The development of our culture is based upon our changing set of social relations, Marx uses the example of the capitalist class who own the means of production, and the proletarian class who have the labour power and whom the capitalist buys for profit. These 'productive forces' form what is known by Marxism as the economic 'base' or 'the economic structure of society'. From this base emerges a 'superstructure' whose essential function is to legitimate the power of the ruling class and validate the power they have over the working class, as the owners of the means of economic production. Revolution then, is not simply one class overthrowing another, but the disruption of the whole society which has been brought about by the introduction of a new quality. New relationships, ideas and practices are put into place after the old base has been destroyed and new classes are created which were previously unable to exist in the old society - 'establish[ing] new classes, new conditions of oppression, new forms of struggle in place of the old ones.' For Marx, the dominant ideas within a society are the ideas of its ruling class. Art, then, belongs to the 'superstructure' of society, along with religion, philosophy, music, consciousness etc. as they are all decisively shaped by the economic conditions they are created in. These, Marx suggests, are simply the by-products of the economic structure of society and therefore act as a direct reflection on it. Art is conditioned and determined by the society of its time, shaped by it, and to claim that art transcends time is simply wrong.

Marx was greatly influenced in his work by the thoughts of Jean-Jacques Rousseau, who believed that because of society we have moved away from how nature intended us to be, as our natural selves. He stated that the further we progress as a society the further we actually move away from society. To Rousseau, mankind was good when in the condition of nature, before the creation of society and civilisation, but has now been corrupted by society - 'Man is born free, and everywhere he is in chains. One man thinks himself the master of others, but remains more of a slave than they.'

In The Love of Art, Bourdieu and Darbel examine the relationship in society between the consumption of culture and the class and level of education of the consumer. They state that 'Statistics show that access to cultural works is the privilege of the cultivated class.' They argue that this has become so because of the different levels of education received by different social groups. Their research shows that 'the average time actually spent on a visit [to a museum or art gallery]…increases in proportion to the amount of education received,' therefore, they argue, the level of understanding a viewer gains when presented with an artwork is inextricably bound to the level of education that particular person receives. To show this, the two use an example of a 'message' held within an artwork - when viewing artwork people often feel compelled to decipher some sort of message from within it. 'The inexhaustibility of the "message"…depends primarily on the competence of the "receiver".' When a viewer is 'faced with a message which is too rich…or "overwhelming", the visitor feels "drowned" and does not linger.' For Bourdieu and Darbel, the construction of art and culture only exists to benefit a small group of people who have the ability and knowledge to understand it.
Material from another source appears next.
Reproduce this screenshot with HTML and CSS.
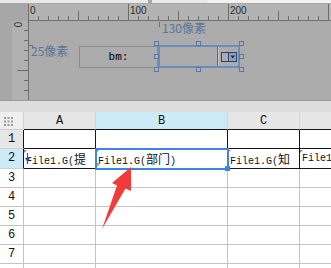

Society's insistence to define each period of art, every genre and style has lead to people finding works of art appropriate, rather than understanding them on an intrinsic level. In his book, On Truth and Lies in a Nonmoral sense, Nietzsche draws upon this notion further using the example of a leaf and the argument that 'one leaf is never totally the same as another…it is certain that the concept "leaf" is formed by arbitrarily discarding these individual differences and by forgetting the distinguishing aspects.' And so, for Nietzsche, we have become accustomed to viewing and accepting works of art on face value and not looking any further, believing whatever we find first within a piece of work.

For D H Lawrence, our way of viewing art works has become conventionalised, with many people experiencing a dulled response. For him, this is due to our way of seeing having become conventionalised. He argues that 'we are afraid of the instincts. We are afraid of the intuition within us' and so our perception and understanding of art is no longer intuitive. Instead we suppress our instinctive reactions and react superficially to art, claiming to see whatever it is we think we ought to be seeing in order to remain within society's familiar constructs, as created by the wealthy and powerful. According to Lawrence, we continue to drift through galleries as though in a performance, hoping that by simply visiting supposedly important artworks they will somehow become impressed upon us and we may become 'civilised'. He argues that culture is oppressive, and that it is only because of convention that we feel the need to 'admire Botticelli or Giorgione…but it's all fake.' Lawrence believes that we have created an unhealthy, self conscious attitude towards art that is far too inhibited. Whilst this attitude continues we are unable to experience the true 'power' of art, but remain experiencing no more than 'cerebral excitation' as our 'deeper responses, down in the intuitive and instinctive body, are not touched.' Lawrence's argument supports that of Bourdieu and Darbel who reach a similar conclusion and expose the pretensions of our understanding of art.

Marx, Rousseau and Lawrence's arguments focus upon society's constraints which over time have become naturalised. Their work suggests that we no longer follow any natural instinct but instead remain unquestioning and passive to the conditions surrounding us. For them all, art is merely a reflection of a society and not transcendent from it in any way. The dominant ideas of any society are, as Marx says, the ideas of its wealthy ruling class. Art therefore, can only reflect their ideas and values. For Bourdieu and Darbel, who follow a Marxist understanding of the economic base and its ability to greatly affect the cultural superstructure, 'aesthetic perception is necessarily historical.' Our ways of seeing are greatly affected by that of our society and we are conditioned by our socio-economic and educational backgrounds. According to these philosophers, art merely reproduces the dominant culture; either through the un-education of the lower classes according to Bourdieu and Darbel, or as the superstructure of society, reflecting the values and moral beliefs of the capitalist class for Marx.